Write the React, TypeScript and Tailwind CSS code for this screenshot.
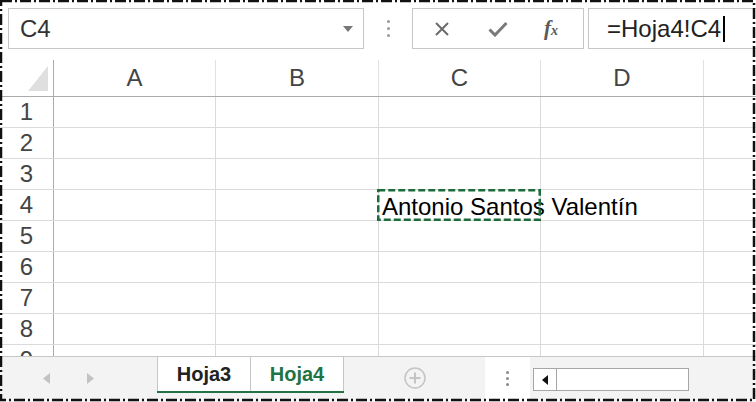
import React from 'react';

const COLS = [
  { label: 'A', w: 'w-[162px]' },
  { label: 'B', w: 'w-[163px]' },
  { label: 'C', w: 'w-[162px]' },
  { label: 'D', w: 'w-[163px]' },
];
const ROWS = [1, 2, 3, 4, 5, 6, 7, 8, 9];

function Toolbar() {
  return (
    <div className="flex h-[60px] items-start pt-[8px] pl-[8px]">
      <div className="flex h-[41px] w-[356px] items-center justify-between border border-[#c6c6c6] pl-[11px] pr-[10px]">
        <span className="text-[24px] text-[#333]">C4</span>
        <svg width="10" height="6" viewBox="0 0 10 6">
          <path d="M0 0h10L5 6z" fill="#777" />
        </svg>
      </div>
      <div className="flex h-[41px] w-[48px] flex-col items-center justify-center gap-[4px]">
        <span className="h-[3px] w-[3px] rounded-full bg-[#999]" />
        <span className="h-[3px] w-[3px] rounded-full bg-[#999]" />
        <span className="h-[3px] w-[3px] rounded-full bg-[#999]" />
      </div>
      <div className="flex h-[41px] w-[172px] items-center border border-[#c6c6c6]">
        <div className="flex w-[58px] justify-center">
          <svg width="16" height="16" viewBox="0 0 16 16">
            <path d="M2 2l12 12M14 2L2 14" stroke="#6b6b6b" strokeWidth="2" />
          </svg>
        </div>
        <div className="flex w-[54px] justify-center">
          <svg width="20" height="16" viewBox="0 0 20 16">
            <path d="M1.5 8.5l5.5 5.5L18.5 2" stroke="#7a7a7a" strokeWidth="3" fill="none" />
          </svg>
        </div>
        <div className="flex w-[52px] justify-center">
          <span className="font-['Liberation_Serif',serif] text-[21px] font-bold italic leading-none text-[#5a5a5a]">
            f<span className="text-[14px]">x</span>
          </span>
        </div>
      </div>
      <div className="ml-[4px] flex h-[41px] flex-1 items-center border border-r-0 border-[#c6c6c6] pl-[18px]">
        <span className="text-[24px] text-[#222]">=Hoja4!C4</span>
        <span className="ml-[2px] h-[26px] w-[1.5px] bg-black" />
      </div>
    </div>
  );
}

function HeaderRow() {
  return (
    <div className="flex h-[37px] border-b border-[#ababab]">
      <div className="relative w-[54px] shrink-0 border-r border-[#ababab]">
        <svg className="absolute left-[28px] top-[6px]" width="20" height="25" viewBox="0 0 20 25">
          <path d="M20 0V25H0z" fill="#dfdfdf" />
        </svg>
      </div>
      {COLS.map((c) => (
        <div
          key={c.label}
          className={`${c.w} flex shrink-0 items-center justify-center border-r border-[#e1e1e1] text-[24px] text-[#444]`}
        >
          {c.label}
        </div>
      ))}
      <div className="flex-1" />
    </div>
  );
}

function GridRow({ n }: { n: number }) {
  return (
    <div className="flex h-[31px] shrink-0 border-b border-[#dadada]">
      <div className="flex w-[54px] shrink-0 items-center justify-center border-r border-[#ababab] text-[24px] text-[#444]">
        {n}
      </div>
      {COLS.map((c) => (
        <div key={c.label} className={`${c.w} relative shrink-0 border-r border-[#dadada]`}>
          {n === 4 && c.label === 'C' && (
            <>
              <span className="absolute bottom-[-2px] left-[3px] z-10 whitespace-nowrap text-[24px] leading-[30px] text-black">
                Antonio Santos Valentín
              </span>
              <svg className="absolute left-[-2px] top-[-1px] z-20" width="164" height="32" viewBox="0 0 164 32">
                <rect x="1.25" y="1.25" width="161.5" height="29.5" fill="none" stroke="#1d6b3b" strokeWidth="2.5" strokeDasharray="7 3" />
              </svg>
            </>
          )}
        </div>
      ))}
      <div className="flex-1" />
    </div>
  );
}

function TabBar() {
  return (
    <div className="flex h-[46px] border-t border-[#c6c6c6] bg-[#f3f3f3]">
      <div className="flex w-[157px] shrink-0 items-start pt-[16px]">
        <svg className="ml-[43px]" width="7" height="11" viewBox="0 0 7 11">
          <path d="M7 0v11L0 5.5z" fill="#c2c2c2" />
        </svg>
        <svg className="ml-[37px]" width="7" height="11" viewBox="0 0 7 11">
          <path d="M0 0v11l7-5.5z" fill="#c2c2c2" />
        </svg>
      </div>
      <div className="flex h-[36px] shrink-0 border-b-[2px] border-[#217346] bg-white">
        <div className="flex w-[94px] items-center justify-center border-x border-[#c6c6c6] text-[20px] font-bold text-[#222]">
          Hoja3
        </div>
        <div className="flex w-[93px] items-center justify-center border-r border-[#c6c6c6] text-[20px] font-bold text-[#217346]">
          Hoja4
        </div>
      </div>
      <div className="flex w-[141px] shrink-0 items-start justify-center pt-[10px]">
        <svg width="22" height="22" viewBox="0 0 22 22">
          <circle cx="11" cy="11" r="10" fill="none" stroke="#c4c4c4" strokeWidth="1.5" />
          <path d="M11 5.5v11M5.5 11h11" stroke="#c4c4c4" strokeWidth="2" />
        </svg>
      </div>
      <div className="flex h-full w-[45px] shrink-0 flex-col items-center gap-[3px] bg-white pt-[14px]">
        <span className="h-[3px] w-[3px] rounded-full bg-[#8a8a8a]" />
        <span className="h-[3px] w-[3px] rounded-full bg-[#8a8a8a]" />
        <span className="h-[3px] w-[3px] rounded-full bg-[#8a8a8a]" />
      </div>
      <div className="ml-[3px] mt-[11px] flex h-[23px] w-[156px] shrink-0 border border-[#a6a6a6] bg-white">
        <div className="flex w-[23px] items-center justify-center border-r border-[#a6a6a6]">
          <svg width="6" height="10" viewBox="0 0 6 10">
            <path d="M6 0v10L0 5z" fill="#111" />
          </svg>
        </div>
      </div>
      <div className="flex-1" />
    </div>
  );
}

export default function App() {
  return (
    <div className="relative h-[402px] w-[756px] overflow-hidden bg-white font-['Liberation_Sans',Arial,sans-serif]">
      <Toolbar />
      <div className="h-[296px] overflow-hidden">
        <HeaderRow />
        {ROWS.map((n) => (
          <GridRow key={n} n={n} />
        ))}
      </div>
      <TabBar />
      <svg className="pointer-events-none absolute left-0 top-0" width="756" height="402" viewBox="0 0 756 402">
        <rect x="1" y="1" width="753" height="399" fill="none" stroke="#111" strokeWidth="2.5" strokeDasharray="11 3 2 3" />
      </svg>
    </div>
  );
}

=====

#### THE PROBLEM:
Return all of the data exactly as written, and drop the pictures.

#### RESPONSE TO THIS EXERCISE:
Write the React, TypeScript and Tailwind CSS code for this screenshot.
import React from 'react';

const COLS = [
  { label: 'A', w: 'w-[162px]' },
  { label: 'B', w: 'w-[163px]' },
  { label: 'C', w: 'w-[162px]' },
  { label: 'D', w: 'w-[163px]' },
];
const ROWS = [1, 2, 3, 4, 5, 6, 7, 8, 9];

function Toolbar() {
  return (
    <div className="flex h-[60px] items-start pt-[8px] pl-[8px]">
      <div className="flex h-[41px] w-[356px] items-center justify-between border border-[#c6c6c6] pl-[11px] pr-[10px]">
        <span className="text-[24px] text-[#333]">C4</span>
        <svg width="10" height="6" viewBox="0 0 10 6">
          <path d="M0 0h10L5 6z" fill="#777" />
        </svg>
      </div>
      <div className="flex h-[41px] w-[48px] flex-col items-center justify-center gap-[4px]">
        <span className="h-[3px] w-[3px] rounded-full bg-[#999]" />
        <span className="h-[3px] w-[3px] rounded-full bg-[#999]" />
        <span className="h-[3px] w-[3px] rounded-full bg-[#999]" />
      </div>
      <div className="flex h-[41px] w-[172px] items-center border border-[#c6c6c6]">
        <div className="flex w-[58px] justify-center">
          <svg width="16" height="16" viewBox="0 0 16 16">
            <path d="M2 2l12 12M14 2L2 14" stroke="#6b6b6b" strokeWidth="2" />
          </svg>
        </div>
        <div className="flex w-[54px] justify-center">
          <svg width="20" height="16" viewBox="0 0 20 16">
            <path d="M1.5 8.5l5.5 5.5L18.5 2" stroke="#7a7a7a" strokeWidth="3" fill="none" />
          </svg>
        </div>
        <div className="flex w-[52px] justify-center">
          <span className="font-['Liberation_Serif',serif] text-[21px] font-bold italic leading-none text-[#5a5a5a]">
            f<span className="text-[14px]">x</span>
          </span>
        </div>
      </div>
      <div className="ml-[4px] flex h-[41px] flex-1 items-center border border-r-0 border-[#c6c6c6] pl-[18px]">
        <span className="text-[24px] text-[#222]">=Hoja4!C4</span>
        <span className="ml-[2px] h-[26px] w-[1.5px] bg-black" />
      </div>
    </div>
  );
}

function HeaderRow() {
  return (
    <div className="flex h-[37px] border-b border-[#ababab]">
      <div className="relative w-[54px] shrink-0 border-r border-[#ababab]">
        <svg className="absolute left-[28px] top-[6px]" width="20" height="25" viewBox="0 0 20 25">
          <path d="M20 0V25H0z" fill="#dfdfdf" />
        </svg>
      </div>
      {COLS.map((c) => (
        <div
          key={c.label}
          className={`${c.w} flex shrink-0 items-center justify-center border-r border-[#e1e1e1] text-[24px] text-[#444]`}
        >
          {c.label}
        </div>
      ))}
      <div className="flex-1" />
    </div>
  );
}

function GridRow({ n }: { n: number }) {
  return (
    <div className="flex h-[31px] shrink-0 border-b border-[#dadada]">
      <div className="flex w-[54px] shrink-0 items-center justify-center border-r border-[#ababab] text-[24px] text-[#444]">
        {n}
      </div>
      {COLS.map((c) => (
        <div key={c.label} className={`${c.w} relative shrink-0 border-r border-[#dadada]`}>
          {n === 4 && c.label === 'C' && (
            <>
              <span className="absolute bottom-[-2px] left-[3px] z-10 whitespace-nowrap text-[24px] leading-[30px] text-black">
                Antonio Santos Valentín
              </span>
              <svg className="absolute left-[-2px] top-[-1px] z-20" width="164" height="32" viewBox="0 0 164 32">
                <rect x="1.25" y="1.25" width="161.5" height="29.5" fill="none" stroke="#1d6b3b" strokeWidth="2.5" strokeDasharray="7 3" />
              </svg>
            </>
          )}
        </div>
      ))}
      <div className="flex-1" />
    </div>
  );
}

function TabBar() {
  return (
    <div className="flex h-[46px] border-t border-[#c6c6c6] bg-[#f3f3f3]">
      <div className="flex w-[157px] shrink-0 items-start pt-[16px]">
        <svg className="ml-[43px]" width="7" height="11" viewBox="0 0 7 11">
          <path d="M7 0v11L0 5.5z" fill="#c2c2c2" />
        </svg>
        <svg className="ml-[37px]" width="7" height="11" viewBox="0 0 7 11">
          <path d="M0 0v11l7-5.5z" fill="#c2c2c2" />
        </svg>
      </div>
      <div className="flex h-[36px] shrink-0 border-b-[2px] border-[#217346] bg-white">
        <div className="flex w-[94px] items-center justify-center border-x border-[#c6c6c6] text-[20px] font-bold text-[#222]">
          Hoja3
        </div>
        <div className="flex w-[93px] items-center justify-center border-r border-[#c6c6c6] text-[20px] font-bold text-[#217346]">
          Hoja4
        </div>
      </div>
      <div className="flex w-[141px] shrink-0 items-start justify-center pt-[10px]">
        <svg width="22" height="22" viewBox="0 0 22 22">
          <circle cx="11" cy="11" r="10" fill="none" stroke="#c4c4c4" strokeWidth="1.5" />
          <path d="M11 5.5v11M5.5 11h11" stroke="#c4c4c4" strokeWidth="2" />
        </svg>
      </div>
      <div className="flex h-full w-[45px] shrink-0 flex-col items-center gap-[3px] bg-white pt-[14px]">
        <span className="h-[3px] w-[3px] rounded-full bg-[#8a8a8a]" />
        <span className="h-[3px] w-[3px] rounded-full bg-[#8a8a8a]" />
        <span className="h-[3px] w-[3px] rounded-full bg-[#8a8a8a]" />
      </div>
      <div className="ml-[3px] mt-[11px] flex h-[23px] w-[156px] shrink-0 border border-[#a6a6a6] bg-white">
        <div className="flex w-[23px] items-center justify-center border-r border-[#a6a6a6]">
          <svg width="6" height="10" viewBox="0 0 6 10">
            <path d="M6 0v10L0 5z" fill="#111" />
          </svg>
        </div>
      </div>
      <div className="flex-1" />
    </div>
  );
}

export default function App() {
  return (
    <div className="relative h-[402px] w-[756px] overflow-hidden bg-white font-['Liberation_Sans',Arial,sans-serif]">
      <Toolbar />
      <div className="h-[296px] overflow-hidden">
        <HeaderRow />
        {ROWS.map((n) => (
          <GridRow key={n} n={n} />
        ))}
      </div>
      <TabBar />
      <svg className="pointer-events-none absolute left-0 top-0" width="756" height="402" viewBox="0 0 756 402">
        <rect x="1" y="1" width="753" height="399" fill="none" stroke="#111" strokeWidth="2.5" strokeDasharray="11 3 2 3" />
      </svg>
    </div>
  );
}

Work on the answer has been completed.